FREN

#FF00AA


26 jun. 2010

24 hours with an iPhone 4

I still don’t like the design, but it doesn’t look as bad in real life as in a photograph — the device is just too small and thin and tight for you to start noticing the seams; as soon as you hold it in your hand, the very first thing that’s striking is how masterful the engineering is. There isn’t a micron of wasted space, not the tiniest gap in the assembly; you can just feel that everything fits together better than if it had been sculpted in a single block of marble.

The second thing you notice, though, is that it’s uncomfortable to hold. I don’t know, some people don’t seem to mind, but I don’t really like having it my hand: it’s way too angular. Touching it and holding it just confirms the impression that Apple has simply decided to sell the innards of their new phone as a module, a black box, that you’re supposed to clip into interchangeable covers.

Which turns out to be true in more ways than one (I couldn’t personally reproduce the reception drop when touching the bottom of the frame, but I always intended to buy a Bumper for it anyway, because I don’t want to be touching the antenna at all times).

 

At first glance, the Retina screen is noticeable, but not that impressive — that is, until you start running apps that really take advantage of it. Most obvious is Safari: it’s properly amazing to load up my blog and be able to read the small text without having to zoom. But the biggest shock came once I re-synced my photo library, updated for the higher resolution: I didn’t expect it to make a huge difference, but it does. What you have with the iPhone 4 is, simply, a slab of interactive photo paper in your hand — the most stunning way to display your photographs (until the iPad gets a higher-resolution screen in a year or two). The first iPhone already felt a lot like science-fiction, but this goes that much further.

 

And there’s the camera, which was my second reason to upgrade (after the CPU power — I’m coming from an old 3G — and before the screen, which is gorgeous but not exactly indispensible): being able to make good photos at any time, and capture high-def video.

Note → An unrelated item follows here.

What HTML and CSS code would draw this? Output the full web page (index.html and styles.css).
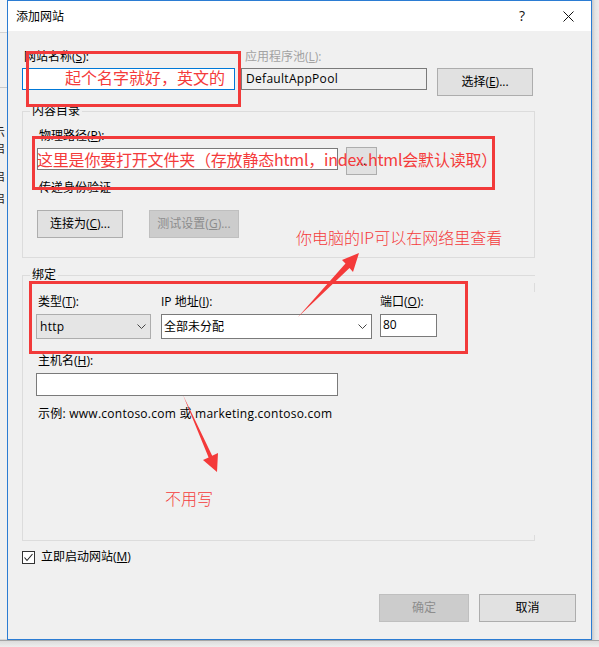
FILE: index.html
```html
<!DOCTYPE html>
<html lang="zh-CN">
<head>
<meta charset="utf-8">
<title>添加网站</title>
<link rel="stylesheet" href="styles.css">
</head>
<body>
<div class="screen">
  <div class="desk-left">
    <div class="desk-top"></div>
    <div class="desk-band"></div>
    <div class="desk-frags">
      <span class="frag f1">示</span>
      <span class="frag f2">启</span>
      <span class="frag f3">启</span>
      <span class="frag f4">启</span>
    </div>
  </div>
  <div class="window">
    <div class="titlebar">
      <span class="title">添加网站</span>
      <span class="cap-btn help">?</span>
      <span class="cap-btn close"><svg width="11" height="11" viewBox="0 0 11 11"><path d="M0.5 0.5L10.5 10.5M10.5 0.5L0.5 10.5" stroke="#111" stroke-width="1" fill="none"/></svg></span>
    </div>
    <div class="content">
      <div class="site-grid">
        <div class="lbl gc1">网站名称(<u>S</u>):</div>
        <div class="lbl gc3 dim pool-lbl">应用程序池(<u>L</u>):</div>
        <div class="field gc1 focus"></div>
        <div class="field gc3 ro">DefaultAppPool</div>
        <div class="btn gc5 pick">选择(<u>E</u>)...</div>
      </div>

      <fieldset class="group g1">
        <legend>内容目录</legend>
        <div class="lbl">物理路径(<u>P</u>):</div>
        <div class="path-row">
          <div class="field path"></div>
          <div class="btn browse">...</div>
        </div>
        <div class="lbl auth-lbl">传递身份验证</div>
        <div class="auth-row">
          <div class="btn connect">连接为(<u>C</u>)...</div>
          <div class="btn off test">测试设置(<u>G</u>)...</div>
        </div>
      </fieldset>

      <fieldset class="group g2">
        <legend>绑定</legend>
        <div class="bind-row">
          <div class="bcol bc1">
            <div class="lbl">类型(<u>T</u>):</div>
            <div class="combo gray"><span>http</span><svg class="chev" width="9" height="5" viewBox="0 0 9 5"><path d="M0.5 0.5L4.5 4.5L8.5 0.5" stroke="#444" stroke-width="1" fill="none"/></svg></div>
          </div>
          <div class="bcol bc2">
            <div class="lbl ip-lbl">IP 地址(<u>I</u>):</div>
            <div class="combo white"><span>全部未分配</span><svg class="chev" width="9" height="5" viewBox="0 0 9 5"><path d="M0.5 0.5L4.5 4.5L8.5 0.5" stroke="#444" stroke-width="1" fill="none"/></svg></div>
          </div>
          <div class="bcol bc3">
            <div class="lbl port-lbl">端口(<u>O</u>):</div>
            <div class="field port">80</div>
          </div>
        </div>
        <div class="lbl host-lbl">主机名(<u>H</u>):</div>
        <div class="field host"></div>
        <div class="example">示例: www.contoso.com 或 marketing.contoso.com</div>
      </fieldset>

      <div class="check-row">
        <span class="checkbox"><svg width="11" height="11" viewBox="0 0 11 11"><path d="M1.5 5.5L4 8.5L9.5 2" stroke="#222" stroke-width="1.1" fill="none"/></svg></span>
        <span>立即启动网站(<u>M</u>)</span>
      </div>

      <div class="footer">
        <div class="btn off ok">确定</div>
        <div class="btn cancel">取消</div>
      </div>
    </div>

    <div class="mark m1"></div>
    <div class="mark m2"></div>
    <div class="mark m3"></div>
    <div class="note n1">起个名字就好，英文的</div>
    <div class="note n2">这里是你要打开文件夹（存放静态html，index.html会默认读取）</div>
    <div class="note thin n3">你电脑的IP可以在网络里查看</div>
    <div class="note thin n4">不用写</div>
    <svg class="arrows" width="583" height="638" viewBox="8 1 583 638">
      <polygon points="298,317 345.5,263.5 342,260 359,253 353,272 349.5,268" fill="#f43a3a"/>
      <polygon points="183,395 208.6,457.5 203,460 217,472 218,453 212.2,455.8" fill="#f43a3a"/>
    </svg>
  </div>
  <div class="desk-right"></div>
</div>
<div class="desk-bottom"></div>
</body>
</html>
```

FILE: styles.css
```css
* { box-sizing: border-box; }
html, body { margin: 0; padding: 0; }
body {
  width: 599px;
  height: 647px;
  overflow: hidden;
  background: #ebebeb;
  font-family: "Open Sans", "Noto Sans CJK SC", sans-serif;
  font-size: 12px;
  line-height: 16px;
  color: #000;
}
u { text-decoration: underline; text-underline-offset: 1px; }

.screen { display: flex; height: 640px; }

/* background desktop/window edges */
.desk-left {
  width: 7px;
  flex: none;
  background: #f0f0f0;
  overflow: hidden;
  border-bottom: 1px solid #d6d6d6;
}
.desk-top { height: 33px; background: #f7f7f7; border-bottom: 1px solid #d4d4d4; }
.desk-band { height: 55px; border-bottom: 1px solid #c9c9c9; }
.desk-frags { display: flex; flex-direction: column; padding-top: 36px; }
.frag { display: block; margin-left: -7px; line-height: 16px; color: #222; white-space: nowrap; font-family: "Noto Sans CJK SC", sans-serif; }
.f3 { margin-top: 12px; }
.f4 { margin-top: 6px; }

.desk-right {
  width: 7px;
  flex: none;
  background: linear-gradient(to right, #c9c9c9, #e3e3e3 3px, #ececec);
}
.desk-bottom {
  height: 7px;
  border-top: 1px solid #a5a5a5;
  background: linear-gradient(to bottom, #dcdcdc, #eeeeee);
}

/* dialog window */
.window {
  position: relative;
  flex: none;
  width: 585px;
  height: 640px;
  border: 1px solid #2b7cd3;
  background: #f0f0f0;
  display: flex;
  flex-direction: column;
}
.titlebar {
  flex: none;
  height: 30px;
  background: #fff;
  display: flex;
  align-items: center;
  padding-left: 8px;
}
.title { flex: 1; font-family: "Noto Sans CJK SC", sans-serif; }
.cap-btn {
  width: 46px;
  height: 30px;
  display: flex;
  align-items: center;
  justify-content: center;
}
.help { font-size: 14px; color: #111; }

.content {
  flex: 1;
  display: flex;
  flex-direction: column;
  align-items: flex-start;
  padding-left: 14px;
}

.lbl { padding-left: 2px; white-space: nowrap; }
.dim { color: #a2a2a2; }

.field {
  height: 22px;
  border: 1px solid #7a7a7a;
  background: #fff;
  padding: 0 4px;
  line-height: 20px;
  white-space: nowrap;
}
.focus { border-color: #0078d7; }
.ro { background: #f0f0f0; letter-spacing: 0.3px; }

.btn {
  height: 28px;
  border: 1px solid #adadad;
  background: #e1e1e1;
  display: flex;
  align-items: center;
  justify-content: center;
  white-space: nowrap;
}
.btn.off { background: #cccccc; border-color: #bfbfbf; color: #8d8d8d; }

/* site row */
.site-grid {
  margin-top: 18px;
  display: grid;
  grid-template-columns: 213px 6px 186px 10px 96px;
  grid-template-rows: 16px auto;
  row-gap: 3px;
  align-items: start;
}
.gc1 { grid-column: 1; }
.gc3 { grid-column: 3; }
.gc5 { grid-column: 5; }
.pool-lbl { padding-left: 4px; }

/* group boxes */
.group {
  margin: 0;
  width: 513px;
  min-width: 0;
  border: 1px solid #dcdcdc;
}
.group legend { padding: 0 2px; line-height: 16px; }
.g1 { margin-top: 7px; padding: 9px 0 19px 14px; }
.g1 legend { margin-left: -7px; }
.g2 {
  margin-top: 9px;
  padding: 11px 0 118px 13px;
  border-right: none;
  position: relative;
}
.g2 legend { margin-left: -6px; }
.g2::before, .g2::after {
  content: "";
  position: absolute;
  right: 0;
  width: 1px;
  background: #dcdcdc;
}
.g2::before { top: 0; height: 9px; }
.g2::after { bottom: 0; height: 5px; }

.path-row { margin-top: 3px; display: flex; align-items: flex-start; gap: 8px; }
.path { width: 301px; margin-top: 1px; }
.browse { width: 31px; }
.auth-lbl { margin-top: 5px; }
.auth-row { margin-top: 14px; display: flex; gap: 26px; }
.connect { width: 86px; }
.test { width: 90px; }

.bind-row { display: flex; align-items: flex-start; }
.bcol { display: flex; flex-direction: column; gap: 4px; }
.bc1 { width: 115px; margin-right: 10px; }
.bc2 { width: 211px; margin-right: 8px; }
.bc3 { width: 57px; }
.ip-lbl, .port-lbl { padding-left: 0; }
.combo {
  height: 25px;
  display: flex;
  align-items: center;
  justify-content: space-between;
  padding: 0 4px 0 3px;
}
.combo.gray { background: #e5e5e5; border: 1px solid #adadad; letter-spacing: 0.3px; }
.combo.white { background: #fff; border: 1px solid #7a7a7a; padding-left: 2px; }
.chev { display: block; }
.port { height: 23px; padding-left: 2px; }
.host-lbl { margin-top: 14px; }
.host { margin-top: 4px; width: 302px; height: 23px; }
.example { margin-top: 10px; padding-left: 2px; white-space: nowrap; letter-spacing: 0.25px; }

.check-row { margin-top: 8px; display: flex; align-items: center; gap: 6px; }
.checkbox {
  width: 13px;
  height: 13px;
  border: 1px solid #333;
  background: #fff;
  display: flex;
  align-items: center;
  justify-content: center;
}

.footer {
  align-self: stretch;
  margin-top: 29px;
  display: flex;
  justify-content: flex-end;
  gap: 10px;
  padding-right: 15px;
}
.ok { width: 90px; }
.cancel { width: 97px; }

/* annotations drawn over the screenshot */
.mark { position: absolute; border: 3px solid #f23a3a; pointer-events: none; }
.m1 { left: 18px; top: 50px; width: 215px; height: 56px; }
.m2 { left: 24px; top: 135px; width: 463px; height: 54px; }
.m3 { left: 21px; top: 280px; width: 439px; height: 73px; }

.note {
  position: absolute;
  color: #f43b3b;
  font-family: "Noto Sans CJK SC", sans-serif;
  font-size: 16px;
  line-height: 20px;
  white-space: nowrap;
  pointer-events: none;
}
.note.thin { font-weight: 300; }
.n1 { left: 57px; top: 66px; }
.n2 { left: 29px; top: 148px; letter-spacing: -0.2px; }
.n3 { left: 288px; top: 226px; }
.n4 { left: 157px; top: 487px; }

.arrows { position: absolute; left: 0; top: 0; pointer-events: none; }
```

The iPhone absolutely delivers on both of those fronts, and I’m probably going to post stuff (as in, cat videos) to YouTube semi-regularly. (Although it’s really annoying that you have to download the video to your computer first if you want to upload to YouTube as proper 720p; posted straight from the iPhone, it’s over-compressed. Thus making iMovie for iPhone perfectly useless.)

 

Upgrading from an iPhone 3G is a no-brainer (as is switching from another phone; Android phones aren’t going to catch up in any way that matters before iPhone 5 comes out). If you have a 3GS, it’s probably a tough decision — the majority of apps will work just as well for you, but the screen is an actual usability boost, and the video camera brings definite value. The best reason to stick to a 3GS is certainly that the iPhone 4 will make you look at your computer’s big obnoxious pixels with disgust (and, what’s worse, your iPad’s as well).

It used to be that Apple’s product cycle relied on making your device feel obsolete after ten months, when the new version was introduced, but with the iPhone 4 they’ve definitely fucked the iPad’s early adopters.